╔══

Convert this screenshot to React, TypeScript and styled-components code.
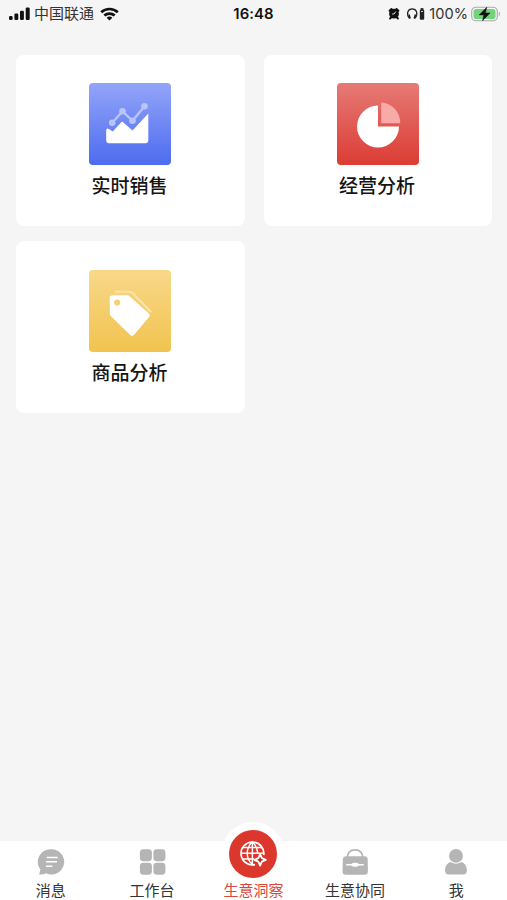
import React from 'react';
import styled, { createGlobalStyle } from 'styled-components';

const GlobalStyle = createGlobalStyle`
  * { box-sizing: border-box; }
  body {
    margin: 0;
    background: #f5f5f5;
    font-family: "Liberation Sans", "Noto Sans CJK SC", sans-serif;
  }
  svg { display: block; flex: none; }
`;

const Screen = styled.div`
  display: flex;
  flex-direction: column;
  height: 100vh;
  background: #f5f5f5;
  overflow: hidden;
`;

const StatusBar = styled.header`
  display: grid;
  grid-template-columns: 1fr auto 1fr;
  align-items: center;
  height: 27px;
  padding: 0 6px 0 9px;
  color: #111;
`;

const StatusGroup = styled.div<{ $end?: boolean }>`
  display: flex;
  align-items: center;
  justify-content: ${(p) => (p.$end ? 'flex-end' : 'flex-start')};
`;

const Carrier = styled.span`
  margin: -1px 6px 0 3px;
  font: 400 15px/20px "Noto Sans CJK SC", sans-serif;
  color: #333;
`;

const Clock = styled.span`
  padding-right: 3px;
  font: 600 14.9px/20px Inter, sans-serif;
  letter-spacing: 0.1px;
`;

const Percent = styled.span`
  margin: 0 3px 0 3px;
  font: 400 14.6px/20px Inter, sans-serif;
  color: #333;
`;

const CardGrid = styled.main`
  flex: 1;
  display: grid;
  grid-template-columns: 1fr 1fr;
  grid-auto-rows: 171.5px;
  gap: 15px 19px;
  padding: 27.5px 15px 0 16px;
`;

const Card = styled.section`
  display: flex;
  flex-direction: column;
  align-items: center;
  padding-top: 28.5px;
  background: #fff;
  border-radius: 8px;
`;

const IconTile = styled.div<{ $from: string; $to: string }>`
  width: 82px;
  height: 82px;
  border-radius: 4px;
  background: linear-gradient(180deg, ${(p) => p.$from}, ${(p) => p.$to});
`;

const CardLabel = styled.span`
  margin-top: 6px;
  padding-right: 1.5px;
  font: 500 19px/28px "Noto Sans CJK SC", sans-serif;
  color: #151515;
`;

const TabBar = styled.nav`
  display: grid;
  grid-template-columns: repeat(5, 1fr);
  grid-template-rows: 59px;
  height: 59px;
  background: #fff;
`;

const Tab = styled.a<{ $active?: boolean }>`
  display: flex;
  flex-direction: column;
  align-items: center;
  justify-content: flex-end;
  color: ${(p) => (p.$active ? '#d94740' : '#333')};
`;

const TabLabel = styled.span`
  margin-top: 4px;
  font: 400 15px/20px "Noto Sans CJK SC", sans-serif;
`;

const ActiveBadge = styled.span`
  display: flex;
  flex: none;
  align-items: center;
  justify-content: center;
  width: 48px;
  height: 48px;
  margin-bottom: -2px;
  border-radius: 50%;
  background: #dc372d;
  box-shadow: 0 0 0 8px #fff;
`;

const ActiveLabel = styled(TabLabel)`
  z-index: 1;
`;

const SignalIcon = () => (
  <svg width="22" height="14" viewBox="0 0 22 14" fill="#111">
    <rect x="0" y="9" width="3.6" height="4" rx="1.2" />
    <rect x="5.4" y="6.5" width="3.9" height="6.5" rx="1.2" />
    <rect x="11" y="3.8" width="3.9" height="9.2" rx="1.2" />
    <rect x="16.7" y="0.5" width="4" height="12.5" rx="1.2" />
  </svg>
);

const WifiIcon = () => (
  <svg width="19" height="14" viewBox="0 0 19 14" fill="none" stroke="#111" strokeWidth="2.7">
    <path d="M1.2 5.3C5.9.9 13.1.9 17.8 5.3" />
    <path d="M4.3 8.6c3-2.7 7.4-2.7 10.4 0" />
    <path d="M6.6 10.7c1.8-1.5 4-1.5 5.8 0L9.5 13.6z" fill="#111" stroke="none" />
  </svg>
);

const AlarmIcon = () => (
  <svg width="12" height="13" viewBox="0 0 12 13">
    <path d="M1.6 3.8 3.5 2M10.4 3.8 8.5 2M3 10.5l-.9 1M9 10.5l.9 1" stroke="#111" strokeWidth="2" strokeLinecap="round" />
    <circle cx="6" cy="6.7" r="4.9" fill="#111" />
    <path d="M7.7 4.6 6.1 7H4.1" fill="none" stroke="#eee" strokeWidth=".9" />
  </svg>
);

const HeadphoneIcon = () => (
  <svg width="20" height="14" viewBox="0 0 20 14">
    <path d="M3.2 11.2C-.2 6.4 2.1 1.8 6.2 1.8s6.4 4.6 3 9.4" fill="none" stroke="#222" strokeWidth="1.2" />
    <path d="m2.1 7.7 1.6-.5 1.2 4-1.6.7zM10.3 7.7l-1.6-.5-1.2 4 1.6.7z" fill="#222" />
    <rect x="14.5" y="1" width="3" height="2" rx=".7" fill="#333" />
    <rect x="13.8" y="2.6" width="4.4" height="10.2" rx="1.2" fill="#222" />
    <path d="M15 4.5h2" stroke="#ccc" strokeWidth="1" />
  </svg>
);

const BatteryIcon = () => (
  <svg width="30" height="16" viewBox="0 0 30 16">
    <rect x=".7" y="1.2" width="25.6" height="13.6" rx="4.4" fill="#f5f5f5" stroke="#aaa" strokeWidth="1.1" />
    <rect x="2.5" y="3" width="22" height="10" rx="2.8" fill="#71d47c" />
    <path d="M27.8 5.8c1.5.5 1.5 3.9 0 4.4z" fill="#aaa" />
    <path d="M15.8 1.2 8.2 8.9h4.7l-1.4 5.9 7.6-7.9h-4.7z" fill="#111" stroke="#111" strokeWidth=".5" />
  </svg>
);

const SalesIcon = () => (
  <svg width="82" height="82" viewBox="0 0 82 82">
    <g stroke="#b9c4fc" fill="#b9c4fc">
      <path d="m23.2 39.8 10.3-11.4 10 9.4 12-14.6" fill="none" strokeWidth="2.3" />
      <g stroke="none">
        <circle cx="23.2" cy="39.8" r="3.3" />
        <circle cx="33.5" cy="28.2" r="3.3" />
        <circle cx="43.5" cy="37.8" r="3.3" />
        <circle cx="55.5" cy="23.3" r="3.3" />
      </g>
    </g>
    <path d="M17.2 47.5c0-1.8 1.2-2.7 2.7-1.5l3.8 2.6 8.3-9.2c.8-.8 1.6-.8 2.4 0l9.1 8 15.8-16.9v26.7c0 2-1 3-3 3H20.2c-2 0-3-1-3-3z" fill="#fff" />
  </svg>
);

const PieIcon = () => (
  <svg width="82" height="82" viewBox="0 0 82 82">
    <path d="M41 22.5V43.5H62A21 21 0 1 1 41 22.5Z" fill="#fff" />
    <path d="M44.2 19.5A20 20 0 0 1 63.2 40.3H44.2Z" fill="#f7aaa8" />
  </svg>
);

const TagIcon = () => (
  <svg width="82" height="82" viewBox="0 0 82 82">
    <path d="M25.8 21.8h14.5c1.5 0 2.4.4 3.5 1.5l18.5 19" fill="none" stroke="#fbe4a7" strokeWidth="2" />
    <path fillRule="evenodd" d="M23.6 25.2h13.7c1.6 0 2.7.4 3.8 1.5l18.5 16.5c1.5 1.4 1.6 2.7.3 4.1L45.1 64.8c-1.3 1.4-2.5 1.4-3.9.1L22.5 46.8c-1.2-1.1-1.7-2.3-1.7-3.9V28c0-1.8 1-2.8 2.8-2.8ZM28.2 29.4a3.1 3.1 0 1 0 0 6.2 3.1 3.1 0 0 0 0-6.2Z" fill="#fff" />
  </svg>
);

const MessageIcon = () => (
  <svg width="28" height="28" viewBox="0 0 28 28">
    <path d="M14.5 1.2a12.7 12.7 0 1 1-5.6 24.1c-2.1 1.2-4.5 1.4-6.8 1.3l1.3-5.1A12.7 12.7 0 0 1 14.5 1.2Z" fill="#b5b5b5" />
    <path d="M9.7 9.4h11M9 13.8h11M9 18.2h6.4" stroke="#fff" strokeWidth="1.5" />
  </svg>
);

const WorkbenchIcon = () => (
  <svg width="28" height="28" viewBox="0 0 28 28" fill="#b5b5b5">
    <rect x="1.9" y="1.2" width="12" height="12" rx="3.4" />
    <rect x="15.4" y="1.2" width="12" height="12" rx="3.4" />
    <rect x="1.9" y="14.7" width="12" height="12" rx="3.4" />
    <rect x="15.4" y="14.7" width="12" height="12" rx="3.4" />
  </svg>
);

const GlobeIcon = () => (
  <svg width="30" height="30" viewBox="0 0 30 30" fill="none" stroke="#fff" strokeWidth="1.7">
    <path d="M25.7 16.2A11.4 11.4 0 1 0 17 25.6" />
    <path d="M17 25.6h-2.6c-6.9-6.4-6.9-16.2 0-22.8 3.5 3.5 5.3 7.5 5.3 12.2M14.4 2.8v22.8M4.8 20h11.3M4.8 8.5H24M3 14.2h22.8" strokeWidth="1.4" />
    <path d="m22.1 15.2 1.7 4 4 1.7-4 1.7-1.7 4-1.7-4-4-1.7 4-1.7z" fill="#a92c25" strokeWidth="1.8" strokeLinejoin="round" />
  </svg>
);

const BagIcon = () => (
  <svg width="28" height="28" viewBox="0 0 28 28">
    <path d="M6.2 10.5C6.3 4.7 9.4 1.8 14 1.8s7.8 2.9 7.9 8.7" fill="none" stroke="#b5b5b5" strokeWidth="1.7" />
    <path d="M5.2 8.2h18.2c2 0 3.2 1 3.3 3l.2 12c.1 2.4-1.1 3.6-3.5 3.6H5c-2.4 0-3.6-1.2-3.5-3.6l.4-12c.1-2 1.3-3 3.3-3Z" fill="#b5b5b5" />
    <path d="M5.2 16.1h5c1.9-1.9 6-1.9 7.9 0h4.7v1.3h-4.7c-1.9 1.9-6 1.9-7.9 0h-5z" fill="#fff" />
  </svg>
);

const PersonIcon = () => (
  <svg width="28" height="28" viewBox="0 0 28 28" fill="#b5b5b5">
    <circle cx="14" cy="7.9" r="6.9" />
    <path d="M3.1 22.6c0-4.5 2.2-7.8 5.7-8.6 3.4 2.3 7 2.3 10.4 0 3.5.8 5.7 4.1 5.7 8.6 0 2.8-1.1 4-3.9 4H7c-2.8 0-3.9-1.2-3.9-4Z" />
  </svg>
);

const cards = [
  { label: '实时销售', from: '#93a4f8', to: '#4d6cef', icon: <SalesIcon /> },
  { label: '经营分析', from: '#e67a75', to: '#dc3c34', icon: <PieIcon /> },
  { label: '商品分析', from: '#f8d889', to: '#f1c34f', icon: <TagIcon /> },
];

const DeviceIcons = styled.span`
  display: flex;
  align-items: center;
  gap: 6px;
`;

export default function App() {
  return (
    <Screen>
      <GlobalStyle />
      <StatusBar>
        <StatusGroup>
          <SignalIcon />
          <Carrier>中国联通</Carrier>
          <WifiIcon />
        </StatusGroup>
        <Clock>16:48</Clock>
        <StatusGroup $end>
          <DeviceIcons>
            <AlarmIcon />
            <HeadphoneIcon />
          </DeviceIcons>
          <Percent>100%</Percent>
          <BatteryIcon />
        </StatusGroup>
      </StatusBar>
      <CardGrid>
        {cards.map((card) => (
          <Card key={card.label}>
            <IconTile $from={card.from} $to={card.to}>{card.icon}</IconTile>
            <CardLabel>{card.label}</CardLabel>
          </Card>
        ))}
      </CardGrid>
      <TabBar>
        <Tab><MessageIcon /><TabLabel>消息</TabLabel></Tab>
        <Tab><WorkbenchIcon /><TabLabel>工作台</TabLabel></Tab>
        <Tab $active>
          <ActiveBadge><GlobeIcon /></ActiveBadge>
          <ActiveLabel>生意洞察</ActiveLabel>
        </Tab>
        <Tab><BagIcon /><TabLabel>生意协同</TabLabel></Tab>
        <Tab><PersonIcon /><TabLabel>我</TabLabel></Tab>
      </TabBar>
    </Screen>
  );
}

╚══

Request:
In the material above, show every line where the word "React" turns up.

Reply to the task:
Convert this screenshot to React, TypeScript and styled-components code.
import React from 'react';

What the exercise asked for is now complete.